I plan on testing Bf1 tonight . (quicjk testing was ok 64c temp on 64 player conquest )

I ran cinebench 5x in a row I can get that CPU a bit higher 737ish if I raise my uncore but thats for tweajking after =)
Looks like you are doing good.:) BF1 is a tough game to run stable with overclocking.

I can't get technical, but from the outside looking in... if the system runs cooler using two different tests than one, seems like it isn't working as hard/something is different? If its running and doing the exact same thing, it seems to reason that it should reach the same/similar temps, right? After all, it still 'has to complete the (same) tasks'. In other words, it goes through the same p95 iteration that roasts the CPU whether there is another program running or not. If its sharing/splitting cycles, it isn't exclusively working on that iteration with its full capacity, and therefore reducing its effectiveness...

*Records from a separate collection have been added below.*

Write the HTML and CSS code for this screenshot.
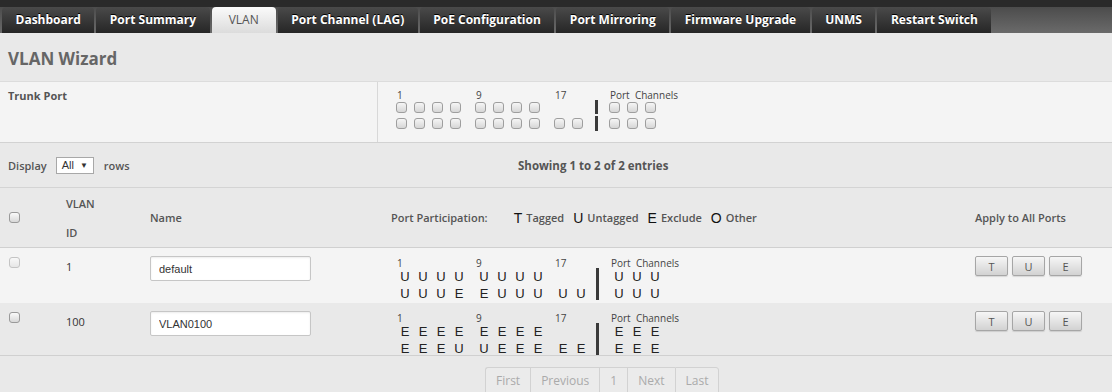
FILE: index.html
```html
<!DOCTYPE html>
<html lang="en">
<head>
    <meta charset="UTF-8">
    <title>VLAN Wizard</title>
    <link rel="stylesheet" href="styles.css">
</head>
<body>
    <nav class="tabs">
        <a class="tab">Dashboard</a>
        <a class="tab">Port Summary</a>
        <a class="tab active">VLAN</a>
        <a class="tab">Port Channel (LAG)</a>
        <a class="tab">PoE Configuration</a>
        <a class="tab">Port Mirroring</a>
        <a class="tab">Firmware Upgrade</a>
        <a class="tab">UNMS</a>
        <a class="tab">Restart Switch</a>
    </nav>

    <h1 class="title">VLAN Wizard</h1>

    <div class="trunk">
        <div class="trunk-label">Trunk Port</div>
        <div class="trunk-ports">
            <div class="ports boxes">
                <div class="grp">
                    <div class="lbl">1</div>
                    <div class="line"><span class="box"></span><span class="box"></span><span class="box"></span><span class="box"></span></div>
                    <div class="line"><span class="box"></span><span class="box"></span><span class="box"></span><span class="box"></span></div>
                </div>
                <div class="grp">
                    <div class="lbl">9</div>
                    <div class="line"><span class="box"></span><span class="box"></span><span class="box"></span><span class="box"></span></div>
                    <div class="line"><span class="box"></span><span class="box"></span><span class="box"></span><span class="box"></span></div>
                </div>
                <div class="grp g17">
                    <div class="lbl">17</div>
                    <div class="line"></div>
                    <div class="line"><span class="box"></span><span class="box"></span></div>
                </div>
                <div class="sep"></div>
                <div class="grp pc">
                    <div class="lbl">Port&nbsp; Channels</div>
                    <div class="line"><span class="box"></span><span class="box"></span><span class="box"></span></div>
                    <div class="line"><span class="box"></span><span class="box"></span><span class="box"></span></div>
                </div>
            </div>
        </div>
    </div>

    <div class="toolbar">
        <div class="length">Display <span class="select">All <span class="caret">&#9660;</span></span> rows</div>
        <div class="info">Showing 1 to 2 of 2 entries</div>
    </div>

    <div class="table">
        <div class="row head">
            <div class="cell chk-cell"><span class="chk"></span></div>
            <div class="cell vid">VLAN<br>ID</div>
            <div class="cell">Name</div>
            <div class="cell legend">
                Port Participation:
                <span class="key first"><span class="k">T</span>Tagged</span>
                <span class="key"><span class="k">U</span>Untagged</span>
                <span class="key"><span class="k">E</span>Exclude</span>
                <span class="key"><span class="k">O</span>Other</span>
            </div>
            <div class="cell">Apply to All Ports</div>
        </div>

        <div class="row odd">
            <div class="cell chk-cell"><span class="chk disabled"></span></div>
            <div class="cell id">1</div>
            <div class="cell"><input class="name" type="text" value="default"></div>
            <div class="cell">
                <div class="ports">
                    <div class="grp">
                        <div class="lbl">1</div>
                        <div class="line"><span class="p">U</span><span class="p">U</span><span class="p">U</span><span class="p">U</span></div>
                        <div class="line"><span class="p">U</span><span class="p">U</span><span class="p">U</span><span class="p">E</span></div>
                    </div>
                    <div class="grp">
                        <div class="lbl">9</div>
                        <div class="line"><span class="p">U</span><span class="p">U</span><span class="p">U</span><span class="p">U</span></div>
                        <div class="line"><span class="p">E</span><span class="p">U</span><span class="p">U</span><span class="p">U</span></div>
                    </div>
                    <div class="grp g17">
                        <div class="lbl">17</div>
                        <div class="line"></div>
                        <div class="line"><span class="p">U</span><span class="p">U</span></div>
                    </div>
                    <div class="sep"></div>
                    <div class="grp pc">
                        <div class="lbl">Port&nbsp; Channels</div>
                        <div class="line"><span class="p">U</span><span class="p">U</span><span class="p">U</span></div>
                        <div class="line"><span class="p">U</span><span class="p">U</span><span class="p">U</span></div>
                    </div>
                </div>
            </div>
            <div class="cell">
                <div class="btns"><button class="btn">T</button><button class="btn">U</button><button class="btn">E</button></div>
            </div>
        </div>

        <div class="row even">
            <div class="cell chk-cell"><span class="chk"></span></div>
            <div class="cell id">100</div>
            <div class="cell"><input class="name" type="text" value="VLAN0100"></div>
            <div class="cell">
                <div class="ports">
                    <div class="grp">
                        <div class="lbl">1</div>
                        <div class="line"><span class="p">E</span><span class="p">E</span><span class="p">E</span><span class="p">E</span></div>
                        <div class="line"><span class="p">E</span><span class="p">E</span><span class="p">E</span><span class="p">U</span></div>
                    </div>
                    <div class="grp">
                        <div class="lbl">9</div>
                        <div class="line"><span class="p">E</span><span class="p">E</span><span class="p">E</span><span class="p">E</span></div>
                        <div class="line"><span class="p">U</span><span class="p">E</span><span class="p">E</span><span class="p">E</span></div>
                    </div>
                    <div class="grp g17">
                        <div class="lbl">17</div>
                        <div class="line"></div>
                        <div class="line"><span class="p">E</span><span class="p">E</span></div>
                    </div>
                    <div class="sep"></div>
                    <div class="grp pc">
                        <div class="lbl">Port&nbsp; Channels</div>
                        <div class="line"><span class="p">E</span><span class="p">E</span><span class="p">E</span></div>
                        <div class="line"><span class="p">E</span><span class="p">E</span><span class="p">E</span></div>
                    </div>
                </div>
            </div>
            <div class="cell">
                <div class="btns"><button class="btn">T</button><button class="btn">U</button><button class="btn">E</button></div>
            </div>
        </div>
    </div>

    <div class="pager">
        <span class="pg">First</span>
        <span class="pg">Previous</span>
        <span class="pg">1</span>
        <span class="pg">Next</span>
        <span class="pg">Last</span>
    </div>
</body>
</html>
```

FILE: styles.css
```css
body { margin: 0; font-family: "Open Sans", "Liberation Sans", sans-serif; font-size: 11px; color: #555; background: #e9e9e9; }

/* top navigation */
.tabs { display: flex; align-items: flex-end; gap: 2px; height: 33px; padding-left: 2px; box-sizing: border-box; background: linear-gradient(#2a2a2a 0 7px, #4c4c4c 7px, #6a6a6a); }
.tab { height: 26px; line-height: 26px; padding: 0 13.5px; border-radius: 4px 4px 0 0; background: linear-gradient(#4a4a4a, #262626); color: #fff; font-size: 12px; font-weight: 700; text-shadow: 0 -1px 0 #000; white-space: nowrap; }
.tab.active { background: linear-gradient(#fafafa, #dcdcdc); color: #555; font-weight: 400; text-shadow: none; padding: 0 17px; }

.title { margin: 0; height: 48px; box-sizing: border-box; padding: 3px 0 0 8px; line-height: 45px; font-size: 17px; font-weight: 700; color: #666; }

/* trunk port panel */
.trunk { display: flex; height: 62px; box-sizing: border-box; background: #f4f4f4; border-top: 1px solid #dcdcdc; border-bottom: 1px solid #d2d2d2; }
.trunk-label { width: 378px; box-sizing: border-box; padding: 6px 8px; line-height: 15px; border-right: 1px solid #d8d8d8; font-weight: 700; }
.trunk-ports { padding: 8px 0 0 18px; }

/* port grids */
.ports { display: flex; align-items: flex-start; }
.grp { margin-right: 7px; }
.grp.g17, .grp.pc { margin-right: 0; }
.lbl { height: 10px; padding-left: 1px; font-size: 10px; line-height: 10px; color: #444; white-space: nowrap; }
.line { display: flex; height: 17px; }
.p { width: 18px; text-align: center; font-family: "Liberation Sans", sans-serif; font-size: 13px; line-height: 17px; color: #222; }
.sep { width: 3px; height: 32px; margin: 10px 11px 0 6px; background: #3a3a3a; }

.boxes .line { height: 16px; }
.boxes .sep { height: 31px; margin: 10px 11px 0 5px; background: linear-gradient(#3a3a3a 0 14px, transparent 14px 16px, #3a3a3a 16px); }
.box { width: 11px; height: 11px; margin: 2px 7px 0 0; box-sizing: border-box; border: 1px solid #9e9e9e; border-radius: 3px; background: linear-gradient(#f6f6f6, #d6d6d6); }

/* display / info bar */
.toolbar { display: grid; grid-template-columns: 518px auto; align-items: center; height: 45px; box-sizing: border-box; border-bottom: 1px solid #d4d4d4; }
.length { display: flex; align-items: center; padding-left: 8px; font-weight: 600; }
.select { display: inline-flex; align-items: center; gap: 6px; height: 15px; margin: 0 10px 0 9px; padding: 0 5px; border: 1px solid #a8a8a8; background: #fff; font-family: "Liberation Sans", sans-serif; font-weight: 400; color: #333; }
.caret { font-size: 8px; }
.info { font-size: 11.5px; font-weight: 700; }

/* table */
.row { display: grid; grid-template-columns: 58px 84px 241px 584px 145px; }
.cell { padding-left: 8px; }
.chk-cell { padding-left: 9px; }
.head { height: 60px; box-sizing: border-box; align-items: center; border-bottom: 1px solid #d0d0d0; font-weight: 600; }
.vid { line-height: 29px; }
.chk { display: block; width: 11px; height: 11px; box-sizing: border-box; border: 1px solid #9a9a9a; border-radius: 3px; background: linear-gradient(#fafafa, #d8d8d8); }
.chk.disabled { border-color: #c4c4c4; background: linear-gradient(#f8f8f8, #e6e6e6); }

.legend { display: flex; align-items: center; white-space: nowrap; }
.key { display: flex; align-items: center; margin-left: 9px; }
.key.first { margin-left: 26px; }
.k { margin-right: 4px; font-family: "Liberation Sans", sans-serif; font-size: 14px; font-weight: 400; color: #111; }

.odd, .even { align-items: start; }
.odd .cell, .even .cell { padding-top: 8px; }
.odd { height: 55px; background: #f4f4f4; }
.even { height: 53px; box-sizing: border-box; border-bottom: 1px solid #d0d0d0; }
.odd .chk, .even .chk { margin-top: 1px; }
.odd .cell.id, .even .cell.id { padding-top: 11px; line-height: 15px; color: #333; }
.odd .ports, .even .ports { margin: 2px 0 0 5px; }

.name { width: 161px; height: 25px; box-sizing: border-box; margin: 0; padding: 0 0 0 8px; border: 1px solid #c6c6c6; border-radius: 2px; background: #fff; box-shadow: inset 0 1px 2px rgba(0,0,0,.08); font-family: "Liberation Sans", sans-serif; font-size: 11px; color: #333; }

.btns { display: flex; gap: 4px; }
.btn { width: 33px; height: 20px; box-sizing: border-box; padding: 0; border: 1px solid #a6a6a6; border-radius: 2px; background: linear-gradient(#f6f6f6, #d2d2d2); box-shadow: 0 1px 1px rgba(0,0,0,.12); font-family: "Open Sans", sans-serif; font-size: 11px; color: #555; }

/* pagination */
.pager { display: flex; margin: 11px 0 0 485px; }
.pg { height: 26px; line-height: 26px; padding: 0 10px; border: 1px solid #d2d2d2; border-right: none; background: #ebebeb; color: #aaa; font-size: 12px; }
.pg:first-child { border-radius: 3px 0 0 3px; }
.pg:last-child { border-right: 1px solid #d2d2d2; border-radius: 0 3px 3px 0; }
```
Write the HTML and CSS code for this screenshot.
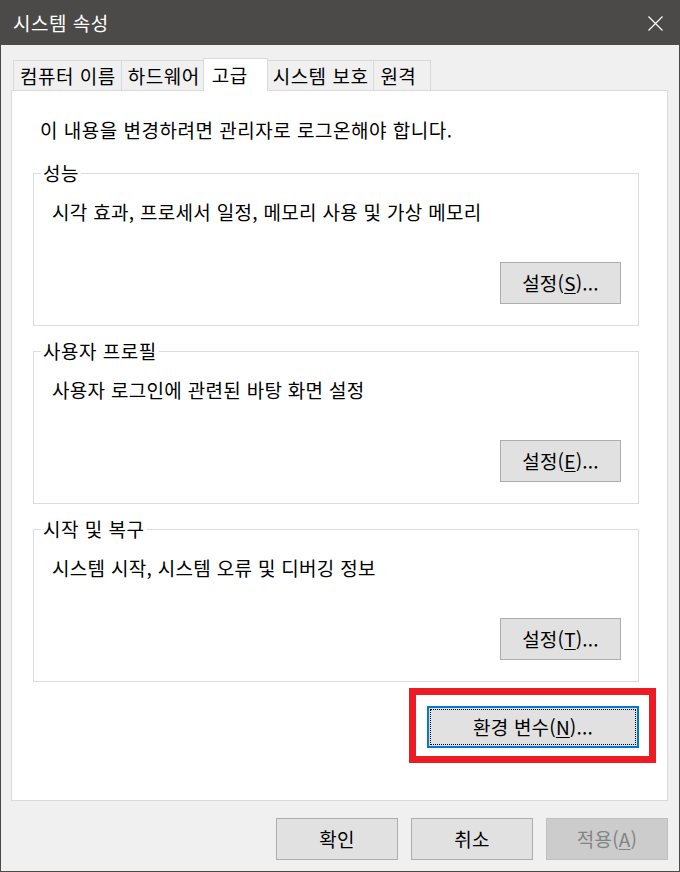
FILE: index.html
```html
<!DOCTYPE html>
<html lang="ko">
<head>
<meta charset="utf-8">
<title>시스템 속성</title>
<link rel="stylesheet" href="styles.css">
</head>
<body>
<div class="window">
  <div class="titlebar">
    <span class="title">시스템 속성</span>
    <svg class="close" width="15" height="15" viewBox="0 0 15 15" aria-hidden="true">
      <path d="M0.5 0.5L14.5 14.5M14.5 0.5L0.5 14.5" stroke="#ffffff" stroke-width="1.2" fill="none"/>
    </svg>
  </div>
  <div class="body">
    <div class="tabs">
      <div class="tab">컴퓨터 이름</div>
      <div class="tab">하드웨어</div>
      <div class="tab active">고급</div>
      <div class="tab">시스템 보호</div>
      <div class="tab">원격</div>
    </div>
    <div class="panel">
      <p class="info">이 내용을 변경하려면 관리자로 로그온해야 합니다.</p>
      <fieldset class="group">
        <legend>성능</legend>
        <p class="desc">시각 효과, 프로세서 일정, 메모리 사용 및 가상 메모리</p>
        <div class="group-actions"><button class="btn">설정(<u>S</u>)...</button></div>
      </fieldset>
      <fieldset class="group">
        <legend>사용자 프로필</legend>
        <p class="desc">사용자 로그인에 관련된 바탕 화면 설정</p>
        <div class="group-actions"><button class="btn">설정(<u>E</u>)...</button></div>
      </fieldset>
      <fieldset class="group">
        <legend>시작 및 복구</legend>
        <p class="desc">시스템 시작, 시스템 오류 및 디버깅 정보</p>
        <div class="group-actions"><button class="btn">설정(<u>T</u>)...</button></div>
      </fieldset>
      <div class="env-row">
        <div class="env-wrap">
          <button class="btn env">환경 변수(<u>N</u>)...</button>
          <div class="highlight"></div>
        </div>
      </div>
    </div>
    <div class="footer">
      <button class="btn footer-btn">확인</button>
      <button class="btn footer-btn">취소</button>
      <button class="btn footer-btn" disabled>적용(<u>A</u>)</button>
    </div>
  </div>
</div>
</body>
</html>
```
FILE: styles.css
```css
html, body {
  margin: 0;
  padding: 0;
}
body {
  width: 680px;
  height: 872px;
  overflow: hidden;
  background: #f0f0f0;
  font-family: "Noto Sans CJK KR", "Noto Sans", sans-serif;
  font-size: 19px;
  letter-spacing: 0.5px;
  line-height: 24px;
  color: #000;
}
.window {
  box-sizing: border-box;
  width: 680px;
  height: 872px;
  border: 1px solid #4b4a48;
  background: #f0f0f0;
  display: flex;
  flex-direction: column;
}
.titlebar {
  height: 44px;
  flex: none;
  background: #4b4a48;
  color: #fff;
  display: flex;
  align-items: center;
  justify-content: space-between;
  padding: 0 16px 0 12px;
}
.title {
  font-size: 19px;
  letter-spacing: 0.5px;
}
.close {
  display: block;
}
.body {
  padding: 13px 11px 0 10px;
  display: flex;
  flex-direction: column;
}
.tabs {
  display: flex;
  align-items: flex-end;
  height: 33px;
  margin: 0 0 -1px 2px;
  position: relative;
  z-index: 1;
}
.tab {
  box-sizing: border-box;
  height: 30px;
  min-width: 58px;
  margin: 0 -1px 1px 0;
  padding: 0 5px 0 6px;
  border: 1px solid #d9d9d9;
  border-bottom: none;
  background: #f0f0f0;
  line-height: 29px;
  white-space: nowrap;
}
.tab.active {
  height: 33px;
  min-width: 65px;
  margin: 0 -2px 0 -2px;
  padding: 0 8px;
  background: #fff;
  position: relative;
  z-index: 2;
  line-height: 32px;
}
.panel {
  box-sizing: border-box;
  height: 711px;
  border: 1px solid #d9d9d9;
  background: #fff;
  padding: 27px 28px 0 21px;
  display: flex;
  flex-direction: column;
}
.info {
  margin: 0 0 0 7px;
}
.group {
  margin: 19px 0 0 0;
  padding: 15px 17px 21px 7px;
  border: 1px solid #dcdcdc;
  min-width: 0;
}
.group + .group {
  margin-top: 13px;
}
.group legend {
  padding: 0 2px;
  line-height: 24px;
}
.desc {
  margin: 0 0 0 11px;
  letter-spacing: 0.3px;
}
.group-actions {
  display: flex;
  justify-content: flex-end;
  margin-top: 38px;
}
.btn {
  box-sizing: border-box;
  height: 42px;
  width: 121px;
  padding: 0;
  border: 1px solid #adadad;
  background: #e1e1e1;
  color: #000;
  font: inherit;
  letter-spacing: 0.2px;
}
.btn u {
  text-underline-offset: 2px;
}
.env-row {
  display: flex;
  justify-content: flex-end;
  margin-top: 24px;
}
.env-wrap {
  position: relative;
}
.btn.env {
  width: 212px;
  border: 1px solid #0078d7;
  box-shadow: inset 0 0 0 1px #0078d7;
  outline: 1px dotted #000;
  outline-offset: -4px;
}
.highlight {
  position: absolute;
  left: -18px;
  top: -18px;
  right: -17px;
  bottom: -15px;
  border: 7px solid #ed1c24;
  pointer-events: none;
}
.footer {
  display: flex;
  justify-content: flex-end;
  gap: 13px;
  margin-top: 17px;
}
.footer-btn {
  width: 122px;
}
.footer-btn:disabled {
  background: #cccccc;
  border-color: #bfbfbf;
  color: #838383;
}
```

... at least, that is my logic entrenched theory. What is your take on why that would happen?

I Have the same understanding, it just makes prime95 run slower with shared resources. Some folks don't want to use the new versions of prime95 with AVX and FMA3 because of the heat, so you can slow the process down with multitasking with the new versions prime95 with the added benefit of AVX 2 or FMA 3 running cooler.